DISCORSO DEL SANTO PADRE PAOLO VI
PER LA PRESENTAZIONE DELL'EDIZIONE ITALIANA
DEL «MESSALE ROMANO»
Sabato, 17 marzo 1973
Figli carissimi,
Siamo lieti di accogliere in questa Udienza gli incaricati della versione ufficiale italiana del «Messale Romano», venuti a presentarci in omaggio la prima copia della edizione definitiva. È un incontro che ci offre l’occasione propizia di congratularci con voi per il vostro lavoro paziente e nascosto, ma quanto mai prezioso, felicemente portato a compimento; lavoro che, dopo l’introduzione della lingua parlata nella liturgia, deve annoverarsi tra gli impegni più urgenti imposti dal rinnovamento liturgico voluto dal Concilio Vaticano. Possiamo perciò ben dire che la vostra fatica segna una tappa particolarmente importante e significativa nel cammino della riforma liturgica in corso in Italia, e costituirà senza dubbio uno dei coefficienti più validi per la sua efficacia spirituale e pastorale in seno al Popolo di Dio.

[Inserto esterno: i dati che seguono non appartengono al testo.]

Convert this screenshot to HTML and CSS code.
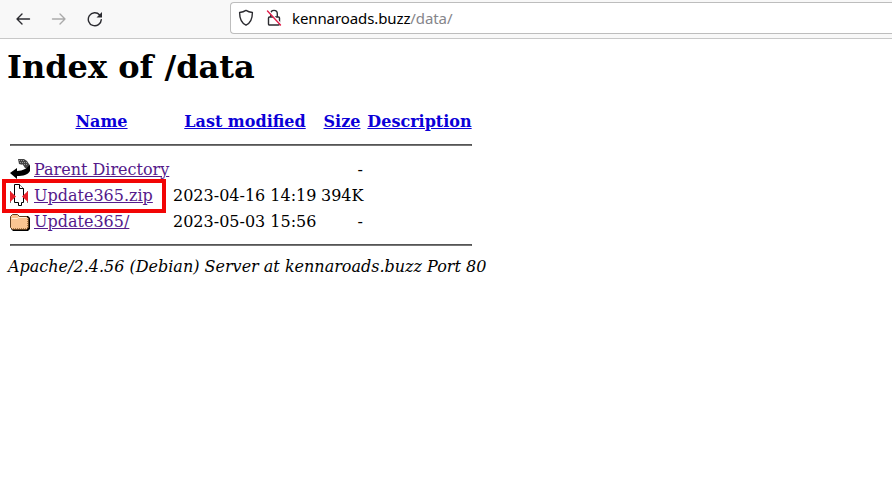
FILE: index.html
```html
<!DOCTYPE html>
<html lang="en">
<head>
<meta charset="utf-8">
<title>Index of /data</title>
<link rel="stylesheet" href="styles.css">
</head>
<body>
<header class="toolbar">
  <nav class="nav-buttons">
    <svg width="16" height="16" viewBox="0 0 16 16"><path d="M14.500 8H2M7 3 2 8l5 5"/></svg>
    <svg class="disabled" width="16" height="16" viewBox="0 0 16 16"><path d="M1.500 8H14M9 3l5 5-5 5"/></svg>
    <svg width="16" height="16" viewBox="0 0 16 16"><path d="M14.300 8.600A6.500 6.500 0 1 1 12.700 4"/><path class="solid" d="M15 1v5.500H9.500z"/></svg>
  </nav>
  <div class="address">
    <svg width="16" height="18" viewBox="0 0 16 18"><path d="M8 1.400c2 1.400 4 1.900 6.400 2.100 0 6.500-1.500 10.400-6.400 12.700C3.100 13.900 1.600 10 1.600 3.500 4 3.300 6 2.800 8 1.400z"/></svg>
    <svg class="lock" width="16" height="18" viewBox="0 0 16 18"><path d="M4.700 8V4.700a3.300 3.300 0 0 1 6.600 0V8M3.500 8h9a1 1 0 0 1 1 1v6a1 1 0 0 1-1 1h-9a1 1 0 0 1-1-1V9a1 1 0 0 1 1-1z"/><path class="halo" d="M2.500 1.500 15 15"/><path class="slash" d="M1.500 2 14.500 16"/></svg>
    <span class="url">kennaroads.buzz<span class="path">/data/</span></span>
  </div>
</header>
<main>
  <h1>Index of /data</h1>
  <table>
    <colgroup><col class="c-icon"><col class="c-name"><col class="c-date"><col class="c-size"><col class="c-desc"></colgroup>
    <tr class="head"><th></th><th><a href="#">Name</a></th><th><a href="#">Last modified</a></th><th><a href="#">Size</a></th><th><a href="#">Description</a></th></tr>
    <tr><th colspan="5"><hr></th></tr>
    <tr>
      <td><svg width="20" height="22" viewBox="0 0 20 22"><path fill="#444" d="M8 1h6l3 2 2 3v4h-4l-2-3-4-1z"/><path stroke="#999" stroke-dasharray="1 1" d="M9 2.500h5M10 4.500h7M12 6.500h6"/><path fill="#000" d="M0 15l7-5v3c6 0 11-3 13-7v7c-2 4-7 5-13 5v3z"/></svg></td>
      <td><a class="visited" href="#">Parent Directory</a></td><td></td><td class="size">-</td><td></td>
    </tr>
    <tr>
      <td class="marked"><svg width="20" height="22" viewBox="0 0 20 22"><path fill="#fff" stroke="#000" d="M4.500.5h5l4 4v14h-2v3h-3v-3h-4z"/><path fill="#fff" stroke="#000" d="M9.500.5v4h4"/><path fill="#777" d="M0 7h1v12H0zM17 7h1v12h-1z"/><path fill="#e82028" d="M0 7v11l6-5.500zM18 7v11l-6-5.500z"/></svg></td>
      <td><a class="visited" href="#">Update365.zip</a></td><td>2023-04-16 14:19</td><td class="size">394K</td><td></td>
    </tr>
    <tr>
      <td><svg width="20" height="22" viewBox="0 0 20 22"><path fill="#000" d="M2 6h16l2 2v11l-2 2H3l-2-2z"/><path fill="#f9c592" stroke="#604020" d="M.5 6.500l2-2h5l2 2h7l2 2v9l-2 2h-14l-2-2z"/><path stroke="#fff0d8" d="M1.500 8.500h6l1-1h8"/><path stroke="#a87848" stroke-dasharray="1 1" d="M17.500 9v9M3 18.500h14"/></svg></td>
      <td><a class="visited" href="#">Update365/</a></td><td>2023-05-03 15:56</td><td class="size">-</td><td></td>
    </tr>
    <tr><th colspan="5"><hr></th></tr>
  </table>
  <address>Apache/2.4.56 (Debian) Server at kennaroads.buzz Port 80</address>
</main>
</body>
</html>
```
FILE: styles.css
```css
body {
  margin: 0;
  background: #fff;
  color: #000;
  font: 16px/19px "DejaVu Serif", serif;
  overflow: hidden;
}
.toolbar {
  box-sizing: border-box;
  display: flex;
  height: 39px;
  padding: 2px 0 4px 15px;
  background: #f8f8f8;
  border-bottom: 1px solid #c8c8c8;
}
.toolbar svg {
  flex: none;
  fill: none;
  stroke: #2b2b30;
  stroke-width: 1.4;
  stroke-linecap: round;
  stroke-linejoin: round;
}
.nav-buttons {
  display: flex;
  align-items: center;
  gap: 20px;
  width: 215px;
  padding-top: 1px;
}
.toolbar .disabled { stroke: #aaa; }
.toolbar .solid { fill: #2b2b30; stroke: none; }
.address {
  box-sizing: border-box;
  display: flex;
  align-items: center;
  flex: 1;
  height: 32px;
  padding-left: 7px;
  background: #fff;
  border: 1px solid #bdbdbd;
  border-right: 0;
  border-radius: 4px 0 0 4px;
}
.lock { margin-left: 12px; }
.toolbar .halo { stroke: #fff; }
.toolbar .slash { stroke: #e2204c; }
.url {
  margin-left: 10px;
  font: 15px/20px "Noto Sans", sans-serif;
  letter-spacing: -0.1px;
  white-space: nowrap;
}
.path { color: #85858a; }
main { padding: 9px 7px; }
h1 {
  margin: 0 0 21px;
  font-size: 32px;
  line-height: 38px;
}
table {
  width: 468px;
  table-layout: fixed;
  border-spacing: 2px;
}
.c-icon { width: 22px; }
.c-name { width: 137px; }
.c-date { width: 146px; }
.c-size { width: 44px; }
.c-desc { width: 107px; }
th, td {
  padding: 1px;
  white-space: nowrap;
}
td {
  height: 22px;
  text-align: left;
}
td svg { display: block; fill: none; }
.head th { height: 22px; }
hr {
  box-sizing: border-box;
  height: 2px;
  margin: 8px 0;
  border: 1px solid #555;
  border-bottom-color: #777;
}
a { color: #0b00d8; }
.visited { color: #551a8b; }
.size { text-align: right; }
.marked { position: relative; }
.marked::after {
  content: "";
  position: absolute;
  top: -4px;
  left: -7px;
  box-sizing: border-box;
  width: 164px;
  height: 34px;
  border: 4px solid #f20505;
}
address {
  padding-left: 1px;
  line-height: 19px;
}
```
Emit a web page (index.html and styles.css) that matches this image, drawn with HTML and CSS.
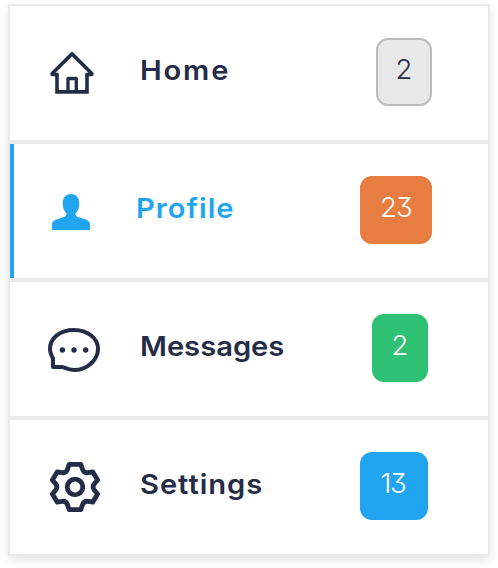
FILE: index.html
```html
<!DOCTYPE html>
<html lang="en">
<head>
<meta charset="utf-8">
<title>Menu</title>
<link rel="stylesheet" href="styles.css">
</head>
<body>
<ul class="menu">
  <li class="item home">
    <svg class="icon" viewBox="0 0 56 56" fill="none" stroke="currentColor" stroke-width="3.600" stroke-linejoin="round" stroke-linecap="round">
      <path stroke-linejoin="miter" d="M9 29.500V46.900H39V29.500"/>
      <path d="M20 46.500V33.500H28.300V46.500" stroke-width="3.300"/>
      <path d="M9 29.500H4.200V28.500L24 8.900 43.800 28.500V29.500H39"/>
    </svg>
    <span class="label">Home</span>
    <span class="badge grey">2</span>
  </li>
  <li class="item profile active">
    <svg class="icon" viewBox="0 0 56 56" fill="currentColor">
      <path d="M24 11C18.500 11 15.700 15 15.700 20.500C15.700 25 17.200 28.500 19.500 30.200C19.700 32.500 18.500 33.500 17 34L10 36.300C6.500 37.600 5 38.800 5 42V47H43V42C43 38.800 41.500 37.600 38 36.300L31 34C29.500 33.500 28.300 32.500 28.500 30.200C30.800 28.500 32.300 25 32.300 20.500C32.300 15 29.500 11 24 11Z" transform="translate(-1)"/>
    </svg>
    <span class="label">Profile</span>
    <span class="badge orange">23</span>
  </li>
  <li class="item messages">
    <svg class="icon" viewBox="0 0 56 56" fill="none" stroke="currentColor" stroke-width="4" stroke-linejoin="round">
      <path d="M5 46V37.500C3.600 34.800 2 31.700 2 28C2 17 12 9 26 9S50 17.500 50 28 39.500 49 26 49C21.500 49 18 47.300 14.500 46Z"/>
      <g fill="currentColor" stroke="none"><circle cx="14.400" cy="29" r="2.700"/><circle cx="26" cy="29" r="2.700"/><circle cx="37.700" cy="29" r="2.700"/></g>
    </svg>
    <span class="label">Messages</span>
    <span class="badge green">2</span>
  </li>
  <li class="item settings">
    <svg class="icon" viewBox="0 0 56 56" fill="none" stroke="currentColor" stroke-width="4.800" stroke-linejoin="round">
      <circle cx="27" cy="28" r="7.800"/>
      <path transform="translate(0 1)" d="M21.200 4.300H32.800L34.600 9.600Q36.200 13.300 40 12.600L44.700 11.800 49.600 20 46.200 24Q44 27 46.200 30L49.600 34 44.700 42.200 40 41.400Q36.200 40.700 34.600 44.400L32.800 49.700H21.200L19.400 44.400Q17.800 40.700 14 41.400L9.300 42.200 4.400 34 7.800 30Q10 27 7.800 24L4.400 20 9.300 11.800 14 12.600Q17.800 13.300 19.400 9.600Z"/>
    </svg>
    <span class="label">Settings</span>
    <span class="badge blue">13</span>
  </li>
</ul>
</body>
</html>
```
FILE: styles.css
```css
* { box-sizing: border-box; }

body {
  margin: 0;
  padding: 4px 8px 12px;
  background: #fff;
  font-family: Inter, "Liberation Sans", sans-serif;
}

.menu {
  list-style: none;
  margin: 0;
  padding: 0;
  width: 482px;
  box-shadow: 0 4px 10px rgba(0, 0, 0, .11);
}

.item {
  display: flex;
  align-items: center;
  height: 138px;
  padding: 0 56px 0 38px;
  border: 2px solid #eaeaea;
  background: #fff;
  color: #252c48;
}

.active {
  color: #22a5f1;
  box-shadow: inset 4px 0 #22a5f1;
}

.icon {
  flex: none;
  width: 56px;
  height: 56px;
}

.label {
  margin: -7px 0 0 36px;
  font-size: 27.500px;
  font-weight: 600;
  line-height: 36px;
  transform: scaleX(1.060);
  transform-origin: left;
}

.home .label { letter-spacing: 1.700px; }
.profile .label { margin-left: 32px; letter-spacing: .95px; }
.messages .label { letter-spacing: 0; }
.settings .label { letter-spacing: .9px; }

.badge {
  margin: -2px 0 0 auto;
  width: 56px;
  height: 68px;
  border-radius: 12px;
  color: #fff;
  font-size: 27.500px;
  font-weight: 350;
  line-height: 62px;
  text-align: center;
  font-feature-settings: "cv09";
}

.grey {
  border: 2px solid #bcbcbc;
  background: #e8e8e8;
  color: #252c48;
  line-height: 58px;
}

.orange { width: 72px; background: #e77d41; letter-spacing: -.7px; }
.green { margin-right: 4px; background: #2fc173; }
.blue { width: 68px; margin-right: 4px; padding-right: 2px; background: #22a5f1; letter-spacing: -1.300px; }
```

Non ci sfugge la complessità di questa impresa, come pure le sue molteplici e gravi difficoltà di carattere letterario, esegetico, pastorale, editoriale che solo potevano essere affrontate con la collaborazione di uno scelto corpo di esperti. Lo stesso S. Girolamo, che pure nell’arte di tradurre i testi sacri era espertissimo, così si esprimeva circa la gravità di un tale compito: «Se traduco alla lettera, mi suona assurdo: se, per necessità, mi scosto un po’ dalla costruzione e dalle parole, mi pare di mancare al mio dovere di traduttore» (Chron. Eus. Pamph. praef.: PL 27, 35).
Si trattava, infatti, per voi non soltanto di riprodurre con esattezza e fedeltà il senso genuino del testo liturgico originale; ma la vostra versione, essendo destinata a far parte dei riti liturgici stessi, doveva altresì adattarsi alla comprensione di tutti, e nello stesso tempo presentare quei caratteri di ieratica gravità e di venustà di espressione, che si addicono necessariamente alla dignità della lingua liturgica della Chiesa. Un tesoro vi è stato affidato, le cui ricchezze nascoste dovevano essere per opera vostra messe a profitto della comunità ecclesiale italiana. A voi si potevano legittimamente applicare le parole con cui S. Vincenzo di Lerino spiegava la raccomandazione di S. Paolo Depositum custodi: «Hai ricevuto in deposito dell’oro, devi a tua volta dare dell’oro: non voglio che tu mi scambi un metallo con l’altro; non voglio che tu al posto dell’oro sostituisca impudentemente del piombo . . . Se dici le cose in forma nuova, non devi però dire cose nuove» (Comm. 22: PL 50, 667).
Daremo lode di quest’opera e dei suoi risultati innanzitutto alla Conferenza Episcopale Italiana, a cui manifestiamo in questo momento i sentimenti della nostra riconoscenza. Ma dobbiamo insieme tributare un particolare elogio e ringraziamento a voi tutti qui presenti, ben sapendo la dedizione, la competenza e la perizia con cui avete egregiamente compiuto il non facile compito a voi affidato. Conosciamo anche lo spirito con il quale vi siete prodigati in questo servizio; spirito non puramente tecnico e professionale, ma spirituale soprattutto, guidato e sorretto da quell’amore alla Chiesa e da quella squisita sensibilità pastorale, che devono essere propri di chi ha l’onore di dedicare le sue energie al bene delle anime.
Noi siamo fiduciosi che l’uso di questo Messale Romano varrà a rinnovare degnamente il volto delle sacre celebrazioni eucaristiche.
Formuliamo perciò l’augurio che la vostra fatica contribuisca ad aprire sempre più largamente le ricchezze della liturgia al popolo santo di Dio, in modo che i testi sacri, più facilmente compresi e meditati, possano nutrire e promuovere una più intensa vita cristiana. A tal fine vi impartiamo di cuore l’Apostolica Benedizione, che desideriamo estendere a quanti hanno collaborato con voi a questa nobile impresa.